The Agricultural Conservation Committee for Montgomery County fined Filburn for exceeding his quota of wheat, 239 extra bushels — even though he never took the wheat off of his property and never tried to sell it. He simply wanted to feed his livestock with it.
He sued the commission and the case went all the way to the U.S. Supreme Court, Wickard v. Filburn. The 1942 court ruling (8-0) upheld the decision against Filburn based on Article 1, Section 8 of the Constitution — the commerce clause.
The legal logic: The majority held that even though the wheat never left Filburn’s farm, much less the state, it affected the national economy, and hence was beholden to federal regulation.
Thus, the commerce clause acorn grew into an oak — from punishing a farmer in middle America who farmed more acreage than his allotment to a federal health care policy that forces individuals to buy health insurance or face fines, penalties and perhaps even jail time.

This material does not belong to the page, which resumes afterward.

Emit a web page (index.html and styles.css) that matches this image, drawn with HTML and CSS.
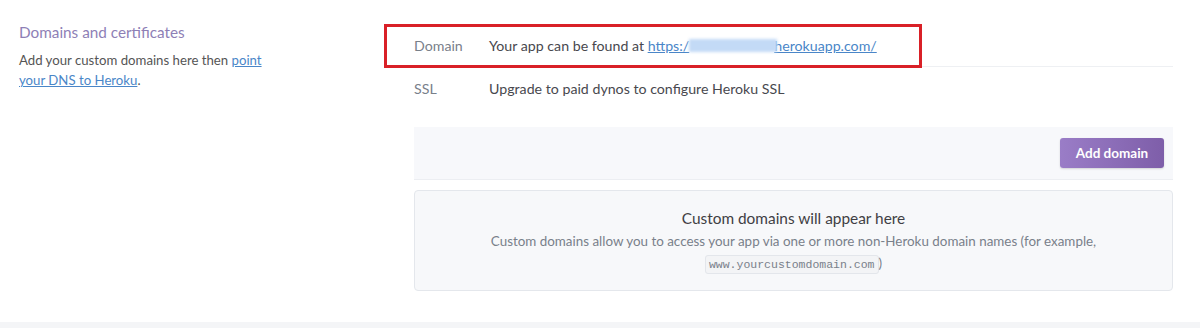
FILE: index.html
```html
<!DOCTYPE html>
<html lang="en">
<head>
  <meta charset="UTF-8">
  <title>Domains and certificates</title>
  <link rel="stylesheet" href="styles.css">
</head>
<body>
  <section class="settings">
    <div class="intro">
      <h3>Domains and certificates</h3>
      <p>Add your custom domains here then <a href="#">point your DNS to Heroku</a>.</p>
    </div>

    <div class="details">
      <div class="row row-domain">
        <span class="label">Domain</span>
        <span class="value">Your app can be found at <a href="#">https:/<span class="blur"></span>herokuapp.com/</a></span>
        <div class="highlight"></div>
      </div>
      <div class="row">
        <span class="label">SSL</span>
        <span class="value">Upgrade to paid dynos to configure Heroku SSL</span>
      </div>

      <div class="toolbar">
        <button class="btn">Add domain</button>
      </div>

      <div class="empty">
        <h4>Custom domains will appear here</h4>
        <p>Custom domains allow you to access your app via one or more non-Heroku domain names (for example,<br><code>www.yourcustomdomain.com</code>)</p>
      </div>
    </div>
  </section>
  <div class="footer-strip"></div>
</body>
</html>
```

FILE: styles.css
```css
body {
  margin: 0;
  font-family: Lato, "Open Sans", sans-serif;
  color: #3f3f44;
  background: #fff;
}
.settings {
  display: flex;
  height: 322px;
}
.intro {
  width: 256px;
  padding: 23px 0 0 19px;
  flex: none;
}
.intro h3 {
  margin: 0;
  font-size: 15.3px;
  font-weight: 400;
  color: #8e7fb6;
}
.intro p {
  margin: 9px 0 0;
  font-size: 13.2px;
  line-height: 20px;
  color: #555;
}
a {
  color: #4a86c8;
  text-decoration: underline;
}
.details {
  margin-left: 139px;
  width: 759px;
  padding-top: 24px;
}
.row {
  display: flex;
  align-items: center;
  height: 42px;
  font-size: 14.2px;
  position: relative;
}
.row-domain {
  border-bottom: 1px solid #eef0f3;
}
.label {
  width: 75px;
  color: #79808a;
  flex: none;
}
.value {
  color: #48484e;
}
.blur {
  display: inline-block;
  width: 88px;
  height: 13px;
  margin: 0 -3px -1px 0;
  background: #c3daf6;
  filter: blur(1.5px);
}
.highlight {
  position: absolute;
  left: -30px;
  top: 0;
  width: 532px;
  height: 38px;
  border: 3px solid #d92027;
}
.toolbar {
  margin-top: 18px;
  height: 52px;
  background: #f7f8fb;
  border-bottom: 1px solid #eceef2;
  display: flex;
  align-items: center;
  justify-content: flex-end;
  padding-right: 9px;
}
.btn {
  width: 104px;
  height: 30px;
  border: none;
  border-radius: 3px;
  background: linear-gradient(to right, #9a7dc7, #7e5ea9);
  color: #fff;
  font-family: Lato, sans-serif;
  font-size: 13.5px;
  font-weight: 700;
  box-shadow: 0 1px 2px rgba(0, 0, 0, 0.15);
}
.empty {
  margin-top: 10px;
  height: 101px;
  border: 1px solid #e4e7ec;
  border-radius: 4px;
  background: #f7f8fa;
  text-align: center;
  box-sizing: border-box;
  padding-top: 18px;
}
.empty h4 {
  margin: 0;
  font-size: 15.4px;
  font-weight: 400;
  color: #3f3f44;
}
.empty p {
  margin: 3px 0 0;
  font-size: 13.4px;
  line-height: 22px;
  color: #79808a;
}
.empty code {
  font-family: "Liberation Mono", monospace;
  font-size: 11.5px;
  color: #79808a;
  background: #f3f4f6;
  border: 1px solid #e3e6eb;
  border-radius: 3px;
  padding: 2px 3px;
}
.footer-strip {
  height: 6px;
  background: #f4f5f7;
}
```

Both actions — and many in between — flowed from politicians and judges shallow in constitutional knowledge, who embrace the precedent set in Farmer Filburn’s case.
The mindset reveals a fundamental misunderstanding of the purpose of the Constitution.
“Madison wrote that (they) would not have enumerated these specific powers and given them to the federal government if (they had) intended for there to be no restraint,” Paul said in his speech, and he is right.
So it should be clear even to the densest among us that using this very limited clause to greatly expand federal powers is unconstitutional.
Instead, I side with Judge Roger Vinson, the federal judge in Florida who recently ruled against the federal health care law, reminding us: “It is difficult to imagine that a nation which began, at least in part, as the result of opposition to a British mandate giving the East India Company a monopoly and imposing a nominal tax on all tea sold in America would have set out to create a government with the power to force people to buy tea in the first place.”
“If Congress can penalize a passive individual for failing to engage in commerce, the enumeration of powers in the Constitution would have been in vain for it would be ‘difficult to perceive any limitation on federal power,’ and we would have a Constitution in name only.”
Maybe that oak tree is starting to fall. But it sure would have been easier just to smash the acorn, wouldn’t it?